Give all the lines below again, exactly, with no pictures.

-----

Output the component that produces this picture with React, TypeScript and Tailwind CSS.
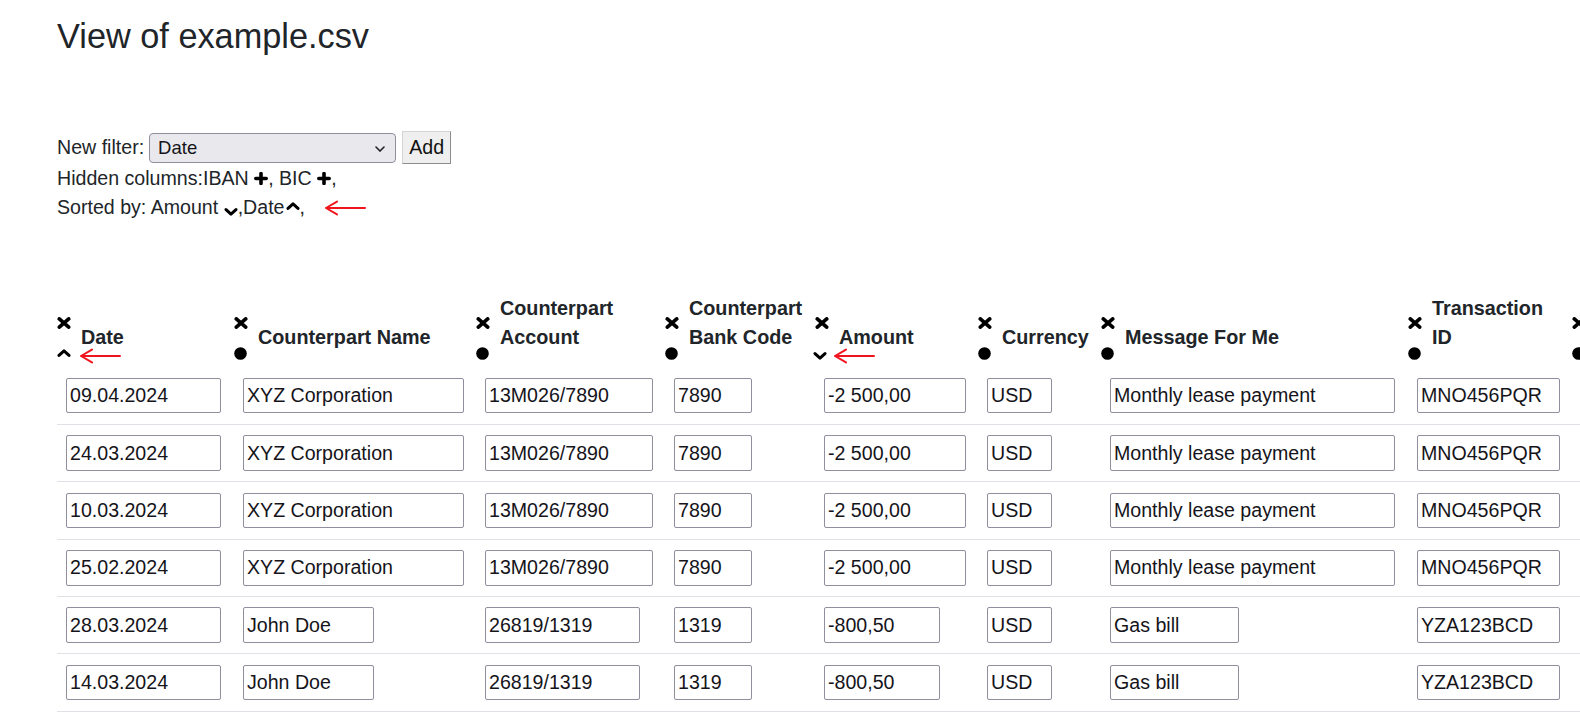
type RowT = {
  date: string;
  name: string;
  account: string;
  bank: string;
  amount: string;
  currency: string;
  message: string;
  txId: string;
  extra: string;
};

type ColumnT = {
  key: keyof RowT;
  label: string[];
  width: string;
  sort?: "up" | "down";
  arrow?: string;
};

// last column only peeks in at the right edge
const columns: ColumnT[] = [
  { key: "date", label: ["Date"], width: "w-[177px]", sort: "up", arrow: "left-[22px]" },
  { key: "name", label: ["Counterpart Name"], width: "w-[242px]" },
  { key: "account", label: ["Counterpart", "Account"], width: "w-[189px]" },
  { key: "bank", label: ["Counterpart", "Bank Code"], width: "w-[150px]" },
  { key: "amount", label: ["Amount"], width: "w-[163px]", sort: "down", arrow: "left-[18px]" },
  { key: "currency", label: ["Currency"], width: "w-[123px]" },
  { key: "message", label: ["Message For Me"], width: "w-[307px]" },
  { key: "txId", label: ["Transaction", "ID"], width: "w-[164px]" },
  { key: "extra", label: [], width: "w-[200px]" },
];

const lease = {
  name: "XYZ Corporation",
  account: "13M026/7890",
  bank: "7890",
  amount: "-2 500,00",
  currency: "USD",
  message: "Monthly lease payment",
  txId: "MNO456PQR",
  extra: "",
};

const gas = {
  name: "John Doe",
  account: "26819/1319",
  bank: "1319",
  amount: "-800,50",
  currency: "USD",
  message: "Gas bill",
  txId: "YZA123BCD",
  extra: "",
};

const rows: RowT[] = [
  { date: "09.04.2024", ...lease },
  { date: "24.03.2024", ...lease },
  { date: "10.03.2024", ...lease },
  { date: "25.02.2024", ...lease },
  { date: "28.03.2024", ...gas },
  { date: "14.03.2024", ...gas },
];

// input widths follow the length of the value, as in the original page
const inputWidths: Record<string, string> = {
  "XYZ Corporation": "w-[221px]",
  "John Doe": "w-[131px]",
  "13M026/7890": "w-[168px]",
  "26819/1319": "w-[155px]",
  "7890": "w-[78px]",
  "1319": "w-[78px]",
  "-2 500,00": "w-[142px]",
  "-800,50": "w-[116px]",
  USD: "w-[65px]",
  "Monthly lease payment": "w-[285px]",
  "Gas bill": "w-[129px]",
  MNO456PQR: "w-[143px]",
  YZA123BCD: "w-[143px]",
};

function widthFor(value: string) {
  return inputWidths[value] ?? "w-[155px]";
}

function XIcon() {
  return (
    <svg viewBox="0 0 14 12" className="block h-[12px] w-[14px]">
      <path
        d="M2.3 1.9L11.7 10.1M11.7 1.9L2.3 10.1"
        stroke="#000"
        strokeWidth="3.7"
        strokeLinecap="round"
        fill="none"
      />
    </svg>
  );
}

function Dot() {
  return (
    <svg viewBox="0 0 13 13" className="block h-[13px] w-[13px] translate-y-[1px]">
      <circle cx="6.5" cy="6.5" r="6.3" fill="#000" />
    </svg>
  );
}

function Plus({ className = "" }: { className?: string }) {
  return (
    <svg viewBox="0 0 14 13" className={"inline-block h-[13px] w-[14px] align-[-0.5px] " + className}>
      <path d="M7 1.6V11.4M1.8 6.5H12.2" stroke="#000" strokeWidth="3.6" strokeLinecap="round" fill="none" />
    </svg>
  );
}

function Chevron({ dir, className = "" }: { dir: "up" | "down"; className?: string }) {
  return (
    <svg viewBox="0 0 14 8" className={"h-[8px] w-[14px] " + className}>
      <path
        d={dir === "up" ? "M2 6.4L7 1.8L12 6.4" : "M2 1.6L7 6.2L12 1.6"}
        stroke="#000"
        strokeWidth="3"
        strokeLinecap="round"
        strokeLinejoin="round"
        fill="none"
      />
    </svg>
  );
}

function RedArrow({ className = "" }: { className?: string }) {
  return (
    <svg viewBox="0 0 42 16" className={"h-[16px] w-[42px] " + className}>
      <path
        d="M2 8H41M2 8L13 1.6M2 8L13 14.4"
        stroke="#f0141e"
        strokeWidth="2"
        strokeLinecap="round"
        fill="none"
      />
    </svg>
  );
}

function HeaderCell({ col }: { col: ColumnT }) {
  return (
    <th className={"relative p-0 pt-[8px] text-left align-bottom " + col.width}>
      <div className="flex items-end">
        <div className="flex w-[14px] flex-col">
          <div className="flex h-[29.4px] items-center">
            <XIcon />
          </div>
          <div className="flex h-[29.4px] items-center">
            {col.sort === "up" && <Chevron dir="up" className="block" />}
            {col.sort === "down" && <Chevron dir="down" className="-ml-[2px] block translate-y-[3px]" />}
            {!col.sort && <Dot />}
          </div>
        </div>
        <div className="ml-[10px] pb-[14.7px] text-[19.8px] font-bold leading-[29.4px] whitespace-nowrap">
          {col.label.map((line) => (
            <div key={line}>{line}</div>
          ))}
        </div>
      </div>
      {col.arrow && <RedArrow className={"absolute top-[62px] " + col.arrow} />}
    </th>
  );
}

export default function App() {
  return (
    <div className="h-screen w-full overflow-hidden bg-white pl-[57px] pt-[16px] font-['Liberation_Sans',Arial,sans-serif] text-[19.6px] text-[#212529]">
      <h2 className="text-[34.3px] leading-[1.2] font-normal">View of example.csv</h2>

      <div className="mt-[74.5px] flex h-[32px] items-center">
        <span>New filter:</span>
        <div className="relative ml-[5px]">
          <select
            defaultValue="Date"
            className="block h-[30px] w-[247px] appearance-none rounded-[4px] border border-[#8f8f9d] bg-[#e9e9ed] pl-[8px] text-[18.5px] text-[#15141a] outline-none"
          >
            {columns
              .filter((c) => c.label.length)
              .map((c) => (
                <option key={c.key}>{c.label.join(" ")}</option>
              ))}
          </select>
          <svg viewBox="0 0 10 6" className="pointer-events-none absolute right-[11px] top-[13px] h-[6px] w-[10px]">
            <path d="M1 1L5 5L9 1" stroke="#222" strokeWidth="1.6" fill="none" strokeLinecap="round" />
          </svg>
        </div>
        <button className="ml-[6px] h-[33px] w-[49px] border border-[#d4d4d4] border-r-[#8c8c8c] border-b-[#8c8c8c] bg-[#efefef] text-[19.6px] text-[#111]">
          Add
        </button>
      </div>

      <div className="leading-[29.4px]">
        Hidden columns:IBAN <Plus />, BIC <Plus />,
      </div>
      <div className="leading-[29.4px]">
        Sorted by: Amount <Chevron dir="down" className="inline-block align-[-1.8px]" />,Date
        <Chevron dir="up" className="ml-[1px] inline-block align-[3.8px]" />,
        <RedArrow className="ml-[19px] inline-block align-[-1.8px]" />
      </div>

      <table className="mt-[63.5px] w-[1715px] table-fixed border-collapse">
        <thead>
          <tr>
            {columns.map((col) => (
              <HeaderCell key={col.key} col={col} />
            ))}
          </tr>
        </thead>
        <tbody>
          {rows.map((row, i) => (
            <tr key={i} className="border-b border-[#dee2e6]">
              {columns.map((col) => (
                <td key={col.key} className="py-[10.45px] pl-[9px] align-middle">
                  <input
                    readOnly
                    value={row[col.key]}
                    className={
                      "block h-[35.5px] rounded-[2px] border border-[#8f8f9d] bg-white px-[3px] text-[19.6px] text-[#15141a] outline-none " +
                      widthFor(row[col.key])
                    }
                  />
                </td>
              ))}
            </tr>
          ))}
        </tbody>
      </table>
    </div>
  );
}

-----

• **Reply to the exercise**
Output the component that produces this picture with React, TypeScript and Tailwind CSS.
type RowT = {
  date: string;
  name: string;
  account: string;
  bank: string;
  amount: string;
  currency: string;
  message: string;
  txId: string;
  extra: string;
};

type ColumnT = {
  key: keyof RowT;
  label: string[];
  width: string;
  sort?: "up" | "down";
  arrow?: string;
};

// last column only peeks in at the right edge
const columns: ColumnT[] = [
  { key: "date", label: ["Date"], width: "w-[177px]", sort: "up", arrow: "left-[22px]" },
  { key: "name", label: ["Counterpart Name"], width: "w-[242px]" },
  { key: "account", label: ["Counterpart", "Account"], width: "w-[189px]" },
  { key: "bank", label: ["Counterpart", "Bank Code"], width: "w-[150px]" },
  { key: "amount", label: ["Amount"], width: "w-[163px]", sort: "down", arrow: "left-[18px]" },
  { key: "currency", label: ["Currency"], width: "w-[123px]" },
  { key: "message", label: ["Message For Me"], width: "w-[307px]" },
  { key: "txId", label: ["Transaction", "ID"], width: "w-[164px]" },
  { key: "extra", label: [], width: "w-[200px]" },
];

const lease = {
  name: "XYZ Corporation",
  account: "13M026/7890",
  bank: "7890",
  amount: "-2 500,00",
  currency: "USD",
  message: "Monthly lease payment",
  txId: "MNO456PQR",
  extra: "",
};

const gas = {
  name: "John Doe",
  account: "26819/1319",
  bank: "1319",
  amount: "-800,50",
  currency: "USD",
  message: "Gas bill",
  txId: "YZA123BCD",
  extra: "",
};

const rows: RowT[] = [
  { date: "09.04.2024", ...lease },
  { date: "24.03.2024", ...lease },
  { date: "10.03.2024", ...lease },
  { date: "25.02.2024", ...lease },
  { date: "28.03.2024", ...gas },
  { date: "14.03.2024", ...gas },
];

// input widths follow the length of the value, as in the original page
const inputWidths: Record<string, string> = {
  "XYZ Corporation": "w-[221px]",
  "John Doe": "w-[131px]",
  "13M026/7890": "w-[168px]",
  "26819/1319": "w-[155px]",
  "7890": "w-[78px]",
  "1319": "w-[78px]",
  "-2 500,00": "w-[142px]",
  "-800,50": "w-[116px]",
  USD: "w-[65px]",
  "Monthly lease payment": "w-[285px]",
  "Gas bill": "w-[129px]",
  MNO456PQR: "w-[143px]",
  YZA123BCD: "w-[143px]",
};

function widthFor(value: string) {
  return inputWidths[value] ?? "w-[155px]";
}

function XIcon() {
  return (
    <svg viewBox="0 0 14 12" className="block h-[12px] w-[14px]">
      <path
        d="M2.3 1.9L11.7 10.1M11.7 1.9L2.3 10.1"
        stroke="#000"
        strokeWidth="3.7"
        strokeLinecap="round"
        fill="none"
      />
    </svg>
  );
}

function Dot() {
  return (
    <svg viewBox="0 0 13 13" className="block h-[13px] w-[13px] translate-y-[1px]">
      <circle cx="6.5" cy="6.5" r="6.3" fill="#000" />
    </svg>
  );
}

function Plus({ className = "" }: { className?: string }) {
  return (
    <svg viewBox="0 0 14 13" className={"inline-block h-[13px] w-[14px] align-[-0.5px] " + className}>
      <path d="M7 1.6V11.4M1.8 6.5H12.2" stroke="#000" strokeWidth="3.6" strokeLinecap="round" fill="none" />
    </svg>
  );
}

function Chevron({ dir, className = "" }: { dir: "up" | "down"; className?: string }) {
  return (
    <svg viewBox="0 0 14 8" className={"h-[8px] w-[14px] " + className}>
      <path
        d={dir === "up" ? "M2 6.4L7 1.8L12 6.4" : "M2 1.6L7 6.2L12 1.6"}
        stroke="#000"
        strokeWidth="3"
        strokeLinecap="round"
        strokeLinejoin="round"
        fill="none"
      />
    </svg>
  );
}

function RedArrow({ className = "" }: { className?: string }) {
  return (
    <svg viewBox="0 0 42 16" className={"h-[16px] w-[42px] " + className}>
      <path
        d="M2 8H41M2 8L13 1.6M2 8L13 14.4"
        stroke="#f0141e"
        strokeWidth="2"
        strokeLinecap="round"
        fill="none"
      />
    </svg>
  );
}

function HeaderCell({ col }: { col: ColumnT }) {
  return (
    <th className={"relative p-0 pt-[8px] text-left align-bottom " + col.width}>
      <div className="flex items-end">
        <div className="flex w-[14px] flex-col">
          <div className="flex h-[29.4px] items-center">
            <XIcon />
          </div>
          <div className="flex h-[29.4px] items-center">
            {col.sort === "up" && <Chevron dir="up" className="block" />}
            {col.sort === "down" && <Chevron dir="down" className="-ml-[2px] block translate-y-[3px]" />}
            {!col.sort && <Dot />}
          </div>
        </div>
        <div className="ml-[10px] pb-[14.7px] text-[19.8px] font-bold leading-[29.4px] whitespace-nowrap">
          {col.label.map((line) => (
            <div key={line}>{line}</div>
          ))}
        </div>
      </div>
      {col.arrow && <RedArrow className={"absolute top-[62px] " + col.arrow} />}
    </th>
  );
}

export default function App() {
  return (
    <div className="h-screen w-full overflow-hidden bg-white pl-[57px] pt-[16px] font-['Liberation_Sans',Arial,sans-serif] text-[19.6px] text-[#212529]">
      <h2 className="text-[34.3px] leading-[1.2] font-normal">View of example.csv</h2>

      <div className="mt-[74.5px] flex h-[32px] items-center">
        <span>New filter:</span>
        <div className="relative ml-[5px]">
          <select
            defaultValue="Date"
            className="block h-[30px] w-[247px] appearance-none rounded-[4px] border border-[#8f8f9d] bg-[#e9e9ed] pl-[8px] text-[18.5px] text-[#15141a] outline-none"
          >
            {columns
              .filter((c) => c.label.length)
              .map((c) => (
                <option key={c.key}>{c.label.join(" ")}</option>
              ))}
          </select>
          <svg viewBox="0 0 10 6" className="pointer-events-none absolute right-[11px] top-[13px] h-[6px] w-[10px]">
            <path d="M1 1L5 5L9 1" stroke="#222" strokeWidth="1.6" fill="none" strokeLinecap="round" />
          </svg>
        </div>
        <button className="ml-[6px] h-[33px] w-[49px] border border-[#d4d4d4] border-r-[#8c8c8c] border-b-[#8c8c8c] bg-[#efefef] text-[19.6px] text-[#111]">
          Add
        </button>
      </div>

      <div className="leading-[29.4px]">
        Hidden columns:IBAN <Plus />, BIC <Plus />,
      </div>
      <div className="leading-[29.4px]">
        Sorted by: Amount <Chevron dir="down" className="inline-block align-[-1.8px]" />,Date
        <Chevron dir="up" className="ml-[1px] inline-block align-[3.8px]" />,
        <RedArrow className="ml-[19px] inline-block align-[-1.8px]" />
      </div>

      <table className="mt-[63.5px] w-[1715px] table-fixed border-collapse">
        <thead>
          <tr>
            {columns.map((col) => (
              <HeaderCell key={col.key} col={col} />
            ))}
          </tr>
        </thead>
        <tbody>
          {rows.map((row, i) => (
            <tr key={i} className="border-b border-[#dee2e6]">
              {columns.map((col) => (
                <td key={col.key} className="py-[10.45px] pl-[9px] align-middle">
                  <input
                    readOnly
                    value={row[col.key]}
                    className={
                      "block h-[35.5px] rounded-[2px] border border-[#8f8f9d] bg-white px-[3px] text-[19.6px] text-[#15141a] outline-none " +
                      widthFor(row[col.key])
                    }
                  />
                </td>
              ))}
            </tr>
          ))}
        </tbody>
      </table>
    </div>
  );
}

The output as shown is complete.